> Aim of the task
Leave the pictures out. Return all other data exactly.
##############################
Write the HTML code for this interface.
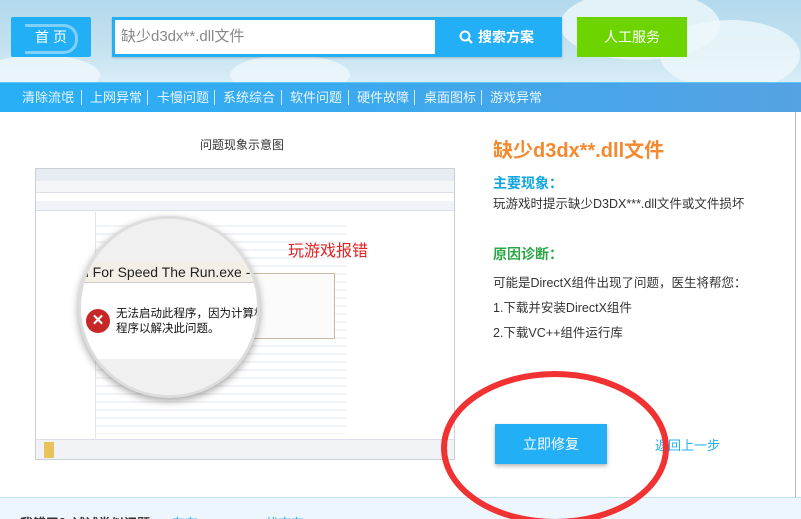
<!DOCTYPE html>
<html><head><meta charset="utf-8"><style>
*{margin:0;padding:0;box-sizing:border-box}
body{width:801px;height:519px;overflow:hidden;background:#fff;font-family:"Liberation Sans","Noto Sans CJK SC",sans-serif;position:relative}
.top{position:absolute;left:0;top:0;width:801px;height:82px;background:linear-gradient(180deg,#b3d9ec 0%,#c4e2f0 60%,#d9edf6 100%)}
.cloud{position:absolute;border-radius:50%;background:#eef7fb;opacity:.8}
.home{position:absolute;left:11px;top:17px;width:80px;height:40px;background:#22aff5;border-radius:2px;color:#fff;font-size:14px;line-height:40px;padding-left:24px;letter-spacing:4px}
.home:after{content:"";position:absolute;left:14px;top:7px;width:50px;height:24px;border:3px solid #7fd0f8;border-left:none;border-radius:0 14px 14px 0}
.search{position:absolute;left:112px;top:17px;width:250px;height:40px;background:#22aff5;padding:3px}
.search .in{position:absolute;left:3px;top:3px;width:320px;height:34px;background:#fff;color:#888;font-size:15px;line-height:34px;padding-left:6px}
.sbtn{position:absolute;left:435px;top:17px;width:127px;height:40px;background:#22aff5;color:#fff;font-size:14px;font-weight:bold;line-height:40px;padding-left:25px}
.sw{position:absolute;left:112px;top:17px;width:450px;height:40px;background:#22aff5;box-shadow:0 1px 2px rgba(0,0,0,.2)}
.green{position:absolute;left:577px;top:17px;width:110px;height:40px;background:#6dd400;color:#fff;font-size:14px;line-height:40px;text-align:center}
.nav{position:absolute;left:0;top:82px;width:801px;height:30px;background:linear-gradient(90deg,#27aff6,#55a2e4);border-top:1px solid #5cc6ff}
.nav span{position:absolute;top:0;color:#e8f6ff;font-size:13px;line-height:29px;white-space:nowrap}
.nav i{position:absolute;top:7px;width:1px;height:15px;background:#cfeaff}
.rline{position:absolute;left:795px;top:112px;width:1px;height:385px;background:#bbb}
.cap{position:absolute;left:200px;top:136px;font-size:12px;color:#333}
.win{position:absolute;left:35px;top:168px;width:420px;height:292px;background:#fff;border:1px solid #c9cfd6;overflow:hidden}
.circle{position:absolute;left:78px;top:216px;width:182px;height:182px;border-radius:50%;background:#fff;border:3px solid #ddd;box-shadow:0 3px 8px rgba(0,0,0,.35);overflow:hidden}
.title{position:absolute;left:493px;top:134px;font-size:20px;font-weight:bold;color:#f4892f}
.h{position:absolute;left:493px;font-size:14px;font-weight:bold}
.t{position:absolute;left:493px;font-size:12.5px;color:#333}
.fix{position:absolute;left:495px;top:424px;width:112px;height:40px;background:#22aff5;color:#fff;font-size:14px;text-align:center;line-height:40px;box-shadow:0 2px 4px rgba(0,0,0,.3)}
.back{position:absolute;left:655px;top:435px;font-size:13px;color:#22aff5}
.foot{position:absolute;left:0;top:497px;width:801px;height:22px;background:#edf6fd;border-top:1px solid #bfe0f5;overflow:hidden}
</style></head><body>
<div class="top">
<div class="cloud" style="left:560px;top:-10px;width:160px;height:70px"></div>
<div class="cloud" style="left:660px;top:20px;width:140px;height:70px"></div>
<div class="cloud" style="left:230px;top:55px;width:120px;height:40px"></div>
<div class="cloud" style="left:-20px;top:55px;width:120px;height:40px"></div>
</div>
<div class="home">首页</div>
<div class="sw"></div>
<div class="search"><div class="in">缺少d3dx**.dll文件</div></div>
<div class="sbtn"><svg width="14" height="14" viewBox="0 0 14 14" style="position:absolute;left:24px;top:13px"><circle cx="6" cy="6" r="4.5" fill="none" stroke="#fff" stroke-width="2"/><line x1="9.5" y1="9.5" x2="13" y2="13" stroke="#fff" stroke-width="2.2"/></svg><span style="margin-left:18px">搜索方案</span></div>
<div class="green">人工服务</div>
<div class="nav">
<span style="left:22px">清除流氓</span><i style="left:81px"></i>
<span style="left:90px">上网异常</span><i style="left:147px"></i>
<span style="left:157px">卡慢问题</span><i style="left:214px"></i>
<span style="left:223px">系统综合</span><i style="left:281px"></i>
<span style="left:290px">软件问题</span><i style="left:348px"></i>
<span style="left:357px">硬件故障</span><i style="left:414px"></i>
<span style="left:424px">桌面图标</span><i style="left:481px"></i>
<span style="left:490px">游戏异常</span>
</div>
<div class="rline"></div>
<div class="cap">问题现象示意图</div>
<div class="win">
<div style="height:12px;background:#e6ecf2"></div>
<div style="height:12px;background:#f4f6f8;border-bottom:1px solid #dde"></div>
<div style="height:8px;background:#fff"></div>
<div style="height:10px;background:#f0f4f8;border-bottom:1px solid #dde"></div>
<div style="position:absolute;left:0;top:43px;width:60px;height:230px;background:#fff;border-right:1px solid #e5e5e5"></div>
<div style="position:absolute;left:0;top:270px;width:420px;height:22px;background:#f1f3f6;border-top:1px solid #dde"></div>
<div style="position:absolute;left:8px;top:273px;width:10px;height:16px;background:#e8c25a"></div>
<div style="position:absolute;left:60px;top:50px;width:250px;height:215px;background:repeating-linear-gradient(180deg,#fff 0,#fff 6px,#e8ecf0 6px,#e8ecf0 8px);opacity:.6"></div>
<div style="position:absolute;left:215px;top:104px;width:84px;height:66px;background:#fbfbfb;border:1px solid #c9b9a0"></div>
<div style="position:absolute;left:252px;top:68px;color:#e42222;font-size:16px">玩游戏报错</div>
</div>
<div class="circle">
<div style="position:absolute;left:0;top:0;width:182px;height:42px;background:#f0f0f0"></div>
<div style="position:absolute;left:0;top:42px;width:182px;height:22px;background:#f4efe6;border-bottom:1px solid #ccc;font-size:14px;white-space:nowrap;line-height:22px;color:#222">d For Speed The Run.exe - 系统错误</div>
<div style="position:absolute;left:5px;top:90px;width:24px;height:24px;border-radius:50%;background:#c62828;color:#fff;text-align:center;line-height:24px;font-weight:bold;font-size:15px">✕</div>
<div style="position:absolute;left:35px;top:88px;font-size:11.5px;line-height:15px;white-space:nowrap;color:#111">无法启动此程序，因为计算机中<br>程序以解决此问题。</div>
<div style="position:absolute;left:0;top:140px;width:182px;height:45px;background:#f0f0f0"></div>
</div>
<div class="title">缺少d3dx**.dll文件</div>
<div class="h" style="top:173px;color:#10a6e0">主要现象：</div>
<div class="t" style="top:193px">玩游戏时提示缺少D3DX***.dll文件或文件损坏</div>
<div class="h" style="top:244px;color:#2aa745">原因诊断：</div>
<div class="t" style="top:272px">可能是DirectX组件出现了问题，医生将帮您：</div>
<div class="t" style="top:297px">1.下载并安装DirectX组件</div>
<div class="t" style="top:322px">2.下载VC++组件运行库</div>
<div class="foot"><div style="position:absolute;left:20px;top:15px;font-size:13px;color:#333;font-weight:bold">我错了？试试类似问题</div><div style="position:absolute;left:172px;top:15px;font-size:13px;color:#22aff5">有有 Support ... 状态有</div></div>
<div class="fix">立即修复</div>
<div class="back">返回上一步</div>
<svg style="position:absolute;left:0;top:0" width="801" height="519"><ellipse cx="555" cy="448" rx="111" ry="74" fill="none" stroke="#f13232" stroke-width="6"/></svg>
</body></html>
##############################
> Answer to the exercise
Write the HTML code for this interface.
<!DOCTYPE html>
<html><head><meta charset="utf-8"><style>
*{margin:0;padding:0;box-sizing:border-box}
body{width:801px;height:519px;overflow:hidden;background:#fff;font-family:"Liberation Sans","Noto Sans CJK SC",sans-serif;position:relative}
.top{position:absolute;left:0;top:0;width:801px;height:82px;background:linear-gradient(180deg,#b3d9ec 0%,#c4e2f0 60%,#d9edf6 100%)}
.cloud{position:absolute;border-radius:50%;background:#eef7fb;opacity:.8}
.home{position:absolute;left:11px;top:17px;width:80px;height:40px;background:#22aff5;border-radius:2px;color:#fff;font-size:14px;line-height:40px;padding-left:24px;letter-spacing:4px}
.home:after{content:"";position:absolute;left:14px;top:7px;width:50px;height:24px;border:3px solid #7fd0f8;border-left:none;border-radius:0 14px 14px 0}
.search{position:absolute;left:112px;top:17px;width:250px;height:40px;background:#22aff5;padding:3px}
.search .in{position:absolute;left:3px;top:3px;width:320px;height:34px;background:#fff;color:#888;font-size:15px;line-height:34px;padding-left:6px}
.sbtn{position:absolute;left:435px;top:17px;width:127px;height:40px;background:#22aff5;color:#fff;font-size:14px;font-weight:bold;line-height:40px;padding-left:25px}
.sw{position:absolute;left:112px;top:17px;width:450px;height:40px;background:#22aff5;box-shadow:0 1px 2px rgba(0,0,0,.2)}
.green{position:absolute;left:577px;top:17px;width:110px;height:40px;background:#6dd400;color:#fff;font-size:14px;line-height:40px;text-align:center}
.nav{position:absolute;left:0;top:82px;width:801px;height:30px;background:linear-gradient(90deg,#27aff6,#55a2e4);border-top:1px solid #5cc6ff}
.nav span{position:absolute;top:0;color:#e8f6ff;font-size:13px;line-height:29px;white-space:nowrap}
.nav i{position:absolute;top:7px;width:1px;height:15px;background:#cfeaff}
.rline{position:absolute;left:795px;top:112px;width:1px;height:385px;background:#bbb}
.cap{position:absolute;left:200px;top:136px;font-size:12px;color:#333}
.win{position:absolute;left:35px;top:168px;width:420px;height:292px;background:#fff;border:1px solid #c9cfd6;overflow:hidden}
.circle{position:absolute;left:78px;top:216px;width:182px;height:182px;border-radius:50%;background:#fff;border:3px solid #ddd;box-shadow:0 3px 8px rgba(0,0,0,.35);overflow:hidden}
.title{position:absolute;left:493px;top:134px;font-size:20px;font-weight:bold;color:#f4892f}
.h{position:absolute;left:493px;font-size:14px;font-weight:bold}
.t{position:absolute;left:493px;font-size:12.5px;color:#333}
.fix{position:absolute;left:495px;top:424px;width:112px;height:40px;background:#22aff5;color:#fff;font-size:14px;text-align:center;line-height:40px;box-shadow:0 2px 4px rgba(0,0,0,.3)}
.back{position:absolute;left:655px;top:435px;font-size:13px;color:#22aff5}
.foot{position:absolute;left:0;top:497px;width:801px;height:22px;background:#edf6fd;border-top:1px solid #bfe0f5;overflow:hidden}
</style></head><body>
<div class="top">
<div class="cloud" style="left:560px;top:-10px;width:160px;height:70px"></div>
<div class="cloud" style="left:660px;top:20px;width:140px;height:70px"></div>
<div class="cloud" style="left:230px;top:55px;width:120px;height:40px"></div>
<div class="cloud" style="left:-20px;top:55px;width:120px;height:40px"></div>
</div>
<div class="home">首页</div>
<div class="sw"></div>
<div class="search"><div class="in">缺少d3dx**.dll文件</div></div>
<div class="sbtn"><svg width="14" height="14" viewBox="0 0 14 14" style="position:absolute;left:24px;top:13px"><circle cx="6" cy="6" r="4.5" fill="none" stroke="#fff" stroke-width="2"/><line x1="9.5" y1="9.5" x2="13" y2="13" stroke="#fff" stroke-width="2.2"/></svg><span style="margin-left:18px">搜索方案</span></div>
<div class="green">人工服务</div>
<div class="nav">
<span style="left:22px">清除流氓</span><i style="left:81px"></i>
<span style="left:90px">上网异常</span><i style="left:147px"></i>
<span style="left:157px">卡慢问题</span><i style="left:214px"></i>
<span style="left:223px">系统综合</span><i style="left:281px"></i>
<span style="left:290px">软件问题</span><i style="left:348px"></i>
<span style="left:357px">硬件故障</span><i style="left:414px"></i>
<span style="left:424px">桌面图标</span><i style="left:481px"></i>
<span style="left:490px">游戏异常</span>
</div>
<div class="rline"></div>
<div class="cap">问题现象示意图</div>
<div class="win">
<div style="height:12px;background:#e6ecf2"></div>
<div style="height:12px;background:#f4f6f8;border-bottom:1px solid #dde"></div>
<div style="height:8px;background:#fff"></div>
<div style="height:10px;background:#f0f4f8;border-bottom:1px solid #dde"></div>
<div style="position:absolute;left:0;top:43px;width:60px;height:230px;background:#fff;border-right:1px solid #e5e5e5"></div>
<div style="position:absolute;left:0;top:270px;width:420px;height:22px;background:#f1f3f6;border-top:1px solid #dde"></div>
<div style="position:absolute;left:8px;top:273px;width:10px;height:16px;background:#e8c25a"></div>
<div style="position:absolute;left:60px;top:50px;width:250px;height:215px;background:repeating-linear-gradient(180deg,#fff 0,#fff 6px,#e8ecf0 6px,#e8ecf0 8px);opacity:.6"></div>
<div style="position:absolute;left:215px;top:104px;width:84px;height:66px;background:#fbfbfb;border:1px solid #c9b9a0"></div>
<div style="position:absolute;left:252px;top:68px;color:#e42222;font-size:16px">玩游戏报错</div>
</div>
<div class="circle">
<div style="position:absolute;left:0;top:0;width:182px;height:42px;background:#f0f0f0"></div>
<div style="position:absolute;left:0;top:42px;width:182px;height:22px;background:#f4efe6;border-bottom:1px solid #ccc;font-size:14px;white-space:nowrap;line-height:22px;color:#222">d For Speed The Run.exe - 系统错误</div>
<div style="position:absolute;left:5px;top:90px;width:24px;height:24px;border-radius:50%;background:#c62828;color:#fff;text-align:center;line-height:24px;font-weight:bold;font-size:15px">✕</div>
<div style="position:absolute;left:35px;top:88px;font-size:11.5px;line-height:15px;white-space:nowrap;color:#111">无法启动此程序，因为计算机中<br>程序以解决此问题。</div>
<div style="position:absolute;left:0;top:140px;width:182px;height:45px;background:#f0f0f0"></div>
</div>
<div class="title">缺少d3dx**.dll文件</div>
<div class="h" style="top:173px;color:#10a6e0">主要现象：</div>
<div class="t" style="top:193px">玩游戏时提示缺少D3DX***.dll文件或文件损坏</div>
<div class="h" style="top:244px;color:#2aa745">原因诊断：</div>
<div class="t" style="top:272px">可能是DirectX组件出现了问题，医生将帮您：</div>
<div class="t" style="top:297px">1.下载并安装DirectX组件</div>
<div class="t" style="top:322px">2.下载VC++组件运行库</div>
<div class="foot"><div style="position:absolute;left:20px;top:15px;font-size:13px;color:#333;font-weight:bold">我错了？试试类似问题</div><div style="position:absolute;left:172px;top:15px;font-size:13px;color:#22aff5">有有 Support ... 状态有</div></div>
<div class="fix">立即修复</div>
<div class="back">返回上一步</div>
<svg style="position:absolute;left:0;top:0" width="801" height="519"><ellipse cx="555" cy="448" rx="111" ry="74" fill="none" stroke="#f13232" stroke-width="6"/></svg>
</body></html>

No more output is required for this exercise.